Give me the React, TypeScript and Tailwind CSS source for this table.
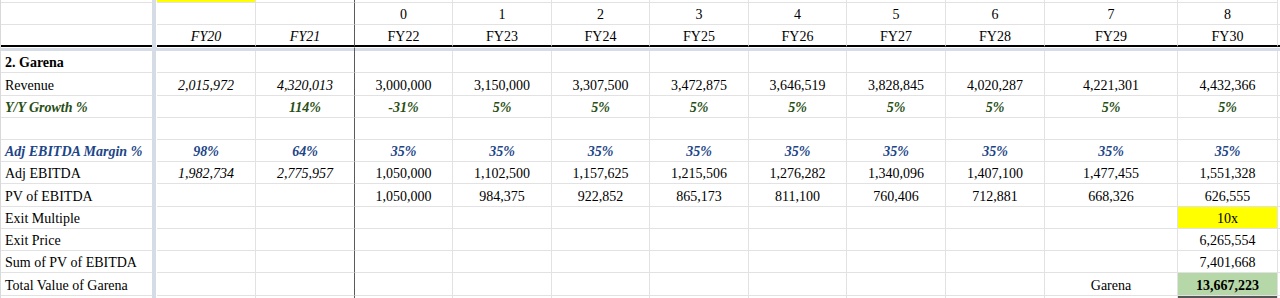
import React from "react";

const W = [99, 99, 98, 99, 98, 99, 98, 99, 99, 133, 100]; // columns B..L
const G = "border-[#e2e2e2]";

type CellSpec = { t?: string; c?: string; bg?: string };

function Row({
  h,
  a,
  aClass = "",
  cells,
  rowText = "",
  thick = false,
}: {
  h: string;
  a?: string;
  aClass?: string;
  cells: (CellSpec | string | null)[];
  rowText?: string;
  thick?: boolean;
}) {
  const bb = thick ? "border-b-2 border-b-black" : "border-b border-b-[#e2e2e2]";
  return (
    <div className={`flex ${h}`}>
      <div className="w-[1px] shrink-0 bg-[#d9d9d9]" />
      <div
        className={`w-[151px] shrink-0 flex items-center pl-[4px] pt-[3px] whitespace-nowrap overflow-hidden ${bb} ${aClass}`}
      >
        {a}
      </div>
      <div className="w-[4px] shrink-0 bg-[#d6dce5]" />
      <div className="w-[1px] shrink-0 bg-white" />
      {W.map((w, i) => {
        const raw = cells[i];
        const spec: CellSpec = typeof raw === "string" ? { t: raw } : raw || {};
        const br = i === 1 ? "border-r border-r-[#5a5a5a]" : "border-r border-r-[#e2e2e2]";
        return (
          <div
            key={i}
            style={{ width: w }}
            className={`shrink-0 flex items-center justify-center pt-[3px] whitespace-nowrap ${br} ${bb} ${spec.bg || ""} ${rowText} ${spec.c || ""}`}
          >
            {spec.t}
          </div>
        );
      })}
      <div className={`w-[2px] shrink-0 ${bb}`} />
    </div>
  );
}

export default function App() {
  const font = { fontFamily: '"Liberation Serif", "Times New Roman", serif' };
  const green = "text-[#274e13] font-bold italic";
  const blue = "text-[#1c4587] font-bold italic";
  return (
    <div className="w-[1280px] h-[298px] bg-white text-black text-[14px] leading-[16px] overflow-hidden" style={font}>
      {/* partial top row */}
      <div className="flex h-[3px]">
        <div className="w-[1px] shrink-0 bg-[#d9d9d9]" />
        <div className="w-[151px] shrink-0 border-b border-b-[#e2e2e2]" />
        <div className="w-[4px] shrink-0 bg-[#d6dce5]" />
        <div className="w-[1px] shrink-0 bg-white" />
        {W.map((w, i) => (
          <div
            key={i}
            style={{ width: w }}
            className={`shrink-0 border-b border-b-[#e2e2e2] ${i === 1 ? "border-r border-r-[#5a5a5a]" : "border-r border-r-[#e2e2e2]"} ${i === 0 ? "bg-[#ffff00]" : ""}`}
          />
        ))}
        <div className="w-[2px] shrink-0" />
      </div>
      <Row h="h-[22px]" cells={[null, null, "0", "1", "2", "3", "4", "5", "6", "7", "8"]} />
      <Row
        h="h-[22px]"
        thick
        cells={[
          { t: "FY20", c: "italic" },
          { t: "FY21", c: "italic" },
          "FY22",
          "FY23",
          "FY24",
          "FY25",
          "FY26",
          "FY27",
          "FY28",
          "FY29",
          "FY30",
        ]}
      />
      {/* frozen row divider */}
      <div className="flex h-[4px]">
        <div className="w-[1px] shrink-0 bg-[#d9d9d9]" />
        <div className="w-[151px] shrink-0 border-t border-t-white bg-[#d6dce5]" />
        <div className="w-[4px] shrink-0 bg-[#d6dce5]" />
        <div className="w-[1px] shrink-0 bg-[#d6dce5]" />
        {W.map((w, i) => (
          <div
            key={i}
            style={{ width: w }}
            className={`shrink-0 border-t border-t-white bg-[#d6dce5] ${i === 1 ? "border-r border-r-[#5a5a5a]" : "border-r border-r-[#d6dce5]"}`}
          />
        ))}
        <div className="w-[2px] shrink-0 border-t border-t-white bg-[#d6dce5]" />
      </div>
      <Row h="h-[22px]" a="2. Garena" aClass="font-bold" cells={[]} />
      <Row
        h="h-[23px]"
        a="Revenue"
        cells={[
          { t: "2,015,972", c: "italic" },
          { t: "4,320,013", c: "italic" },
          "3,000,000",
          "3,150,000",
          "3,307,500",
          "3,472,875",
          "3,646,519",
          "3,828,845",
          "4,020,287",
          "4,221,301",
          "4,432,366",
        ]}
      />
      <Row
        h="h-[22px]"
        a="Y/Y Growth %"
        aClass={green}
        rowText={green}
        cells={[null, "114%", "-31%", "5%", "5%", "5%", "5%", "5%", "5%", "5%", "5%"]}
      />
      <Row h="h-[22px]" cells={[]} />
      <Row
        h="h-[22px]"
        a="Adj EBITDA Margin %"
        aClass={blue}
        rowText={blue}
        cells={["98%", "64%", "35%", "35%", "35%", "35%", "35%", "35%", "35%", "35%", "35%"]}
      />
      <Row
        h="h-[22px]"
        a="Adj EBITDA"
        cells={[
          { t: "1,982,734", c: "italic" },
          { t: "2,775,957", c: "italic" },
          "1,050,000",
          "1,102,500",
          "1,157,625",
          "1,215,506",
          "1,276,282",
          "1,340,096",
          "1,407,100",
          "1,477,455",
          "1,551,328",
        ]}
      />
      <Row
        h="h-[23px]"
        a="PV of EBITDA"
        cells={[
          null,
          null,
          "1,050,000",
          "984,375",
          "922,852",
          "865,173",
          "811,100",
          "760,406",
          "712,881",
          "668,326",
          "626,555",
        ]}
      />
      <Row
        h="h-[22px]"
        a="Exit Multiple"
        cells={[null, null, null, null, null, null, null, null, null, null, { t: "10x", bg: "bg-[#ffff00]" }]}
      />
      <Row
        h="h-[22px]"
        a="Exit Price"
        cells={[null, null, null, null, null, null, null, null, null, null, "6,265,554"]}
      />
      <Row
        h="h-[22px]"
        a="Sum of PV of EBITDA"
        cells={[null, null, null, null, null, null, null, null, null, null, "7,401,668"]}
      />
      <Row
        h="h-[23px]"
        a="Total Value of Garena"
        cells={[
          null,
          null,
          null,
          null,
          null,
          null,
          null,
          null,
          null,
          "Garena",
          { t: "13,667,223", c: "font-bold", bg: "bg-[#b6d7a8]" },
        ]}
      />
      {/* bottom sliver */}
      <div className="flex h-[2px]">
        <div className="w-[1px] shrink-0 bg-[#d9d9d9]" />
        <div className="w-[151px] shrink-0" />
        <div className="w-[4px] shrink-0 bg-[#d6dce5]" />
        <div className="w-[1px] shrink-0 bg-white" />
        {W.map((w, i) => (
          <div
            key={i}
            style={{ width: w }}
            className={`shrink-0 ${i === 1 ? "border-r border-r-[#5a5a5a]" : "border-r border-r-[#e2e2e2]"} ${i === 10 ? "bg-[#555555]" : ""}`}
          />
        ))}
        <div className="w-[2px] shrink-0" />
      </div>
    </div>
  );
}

-------

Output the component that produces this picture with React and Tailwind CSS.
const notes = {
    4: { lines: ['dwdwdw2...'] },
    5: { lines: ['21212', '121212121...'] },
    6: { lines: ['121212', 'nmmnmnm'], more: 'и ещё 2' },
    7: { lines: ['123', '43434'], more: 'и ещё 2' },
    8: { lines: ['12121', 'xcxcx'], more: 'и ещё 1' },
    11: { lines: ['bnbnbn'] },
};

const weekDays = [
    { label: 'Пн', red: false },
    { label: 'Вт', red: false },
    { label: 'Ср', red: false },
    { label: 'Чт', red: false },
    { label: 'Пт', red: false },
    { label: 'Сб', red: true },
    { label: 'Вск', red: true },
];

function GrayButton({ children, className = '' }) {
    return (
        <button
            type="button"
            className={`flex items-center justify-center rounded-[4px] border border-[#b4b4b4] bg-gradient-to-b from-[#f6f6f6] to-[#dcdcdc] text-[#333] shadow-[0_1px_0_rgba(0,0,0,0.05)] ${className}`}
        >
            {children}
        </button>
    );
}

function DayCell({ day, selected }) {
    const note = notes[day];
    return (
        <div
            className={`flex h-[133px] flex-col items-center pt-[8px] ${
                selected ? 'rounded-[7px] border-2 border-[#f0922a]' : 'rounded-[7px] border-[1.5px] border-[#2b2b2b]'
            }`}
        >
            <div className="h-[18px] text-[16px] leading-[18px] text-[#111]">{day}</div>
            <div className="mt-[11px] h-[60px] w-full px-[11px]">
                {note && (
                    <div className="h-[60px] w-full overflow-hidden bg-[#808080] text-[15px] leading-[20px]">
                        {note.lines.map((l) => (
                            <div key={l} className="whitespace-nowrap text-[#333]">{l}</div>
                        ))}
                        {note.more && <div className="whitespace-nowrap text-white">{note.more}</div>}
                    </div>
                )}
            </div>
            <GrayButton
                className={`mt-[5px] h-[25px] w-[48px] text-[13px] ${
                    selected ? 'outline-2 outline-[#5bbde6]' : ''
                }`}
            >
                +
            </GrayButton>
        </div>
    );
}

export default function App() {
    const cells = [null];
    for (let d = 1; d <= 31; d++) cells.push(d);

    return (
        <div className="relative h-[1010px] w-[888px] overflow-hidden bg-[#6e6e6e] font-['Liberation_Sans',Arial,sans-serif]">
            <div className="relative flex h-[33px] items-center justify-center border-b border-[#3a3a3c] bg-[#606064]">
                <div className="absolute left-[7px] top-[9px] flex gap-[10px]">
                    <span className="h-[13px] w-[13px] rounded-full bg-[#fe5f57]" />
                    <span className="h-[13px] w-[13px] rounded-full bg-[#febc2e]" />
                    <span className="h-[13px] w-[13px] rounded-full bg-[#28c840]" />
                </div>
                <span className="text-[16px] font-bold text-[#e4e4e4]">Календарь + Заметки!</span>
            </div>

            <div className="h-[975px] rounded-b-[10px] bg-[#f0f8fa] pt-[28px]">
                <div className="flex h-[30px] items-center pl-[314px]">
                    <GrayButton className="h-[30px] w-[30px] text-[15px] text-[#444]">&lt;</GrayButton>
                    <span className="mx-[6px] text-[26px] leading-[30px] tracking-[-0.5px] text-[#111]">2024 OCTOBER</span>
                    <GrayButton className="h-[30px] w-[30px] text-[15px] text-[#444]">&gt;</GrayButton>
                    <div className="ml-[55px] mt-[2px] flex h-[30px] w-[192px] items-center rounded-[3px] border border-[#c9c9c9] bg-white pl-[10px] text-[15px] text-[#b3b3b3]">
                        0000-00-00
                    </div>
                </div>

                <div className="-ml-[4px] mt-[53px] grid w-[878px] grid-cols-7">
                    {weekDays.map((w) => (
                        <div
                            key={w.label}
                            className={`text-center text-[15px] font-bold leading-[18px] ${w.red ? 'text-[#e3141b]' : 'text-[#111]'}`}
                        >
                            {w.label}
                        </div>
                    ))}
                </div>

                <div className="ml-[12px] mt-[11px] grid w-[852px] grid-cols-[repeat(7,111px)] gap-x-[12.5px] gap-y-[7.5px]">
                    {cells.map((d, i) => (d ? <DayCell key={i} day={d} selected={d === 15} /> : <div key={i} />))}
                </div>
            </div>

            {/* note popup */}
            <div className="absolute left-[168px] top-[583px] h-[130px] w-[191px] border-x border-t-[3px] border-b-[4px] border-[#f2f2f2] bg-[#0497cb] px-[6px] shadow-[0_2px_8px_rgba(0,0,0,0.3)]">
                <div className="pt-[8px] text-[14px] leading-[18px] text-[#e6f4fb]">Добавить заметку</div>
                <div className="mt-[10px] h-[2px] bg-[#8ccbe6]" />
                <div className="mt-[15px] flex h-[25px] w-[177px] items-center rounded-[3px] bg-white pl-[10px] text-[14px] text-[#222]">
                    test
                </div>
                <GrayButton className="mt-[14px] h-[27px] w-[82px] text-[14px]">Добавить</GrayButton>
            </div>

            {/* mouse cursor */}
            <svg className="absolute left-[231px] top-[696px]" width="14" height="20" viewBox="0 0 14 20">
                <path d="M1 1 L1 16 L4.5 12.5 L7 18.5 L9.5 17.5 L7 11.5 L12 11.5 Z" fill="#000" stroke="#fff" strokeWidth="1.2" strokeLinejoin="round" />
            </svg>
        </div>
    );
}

-------

▶ _Exercise brief_:
Keep to the stretch from the line containing "Give me the" through the line containing "string; c?: string;", both ends included, and copy it exactly from the listing above, minus the pictures.

▶ _Correct answer_:
Give me the React, TypeScript and Tailwind CSS source for this table.
import React from "react";

const W = [99, 99, 98, 99, 98, 99, 98, 99, 99, 133, 100]; // columns B..L
const G = "border-[#e2e2e2]";

type CellSpec = { t?: string; c?: string; bg?: string };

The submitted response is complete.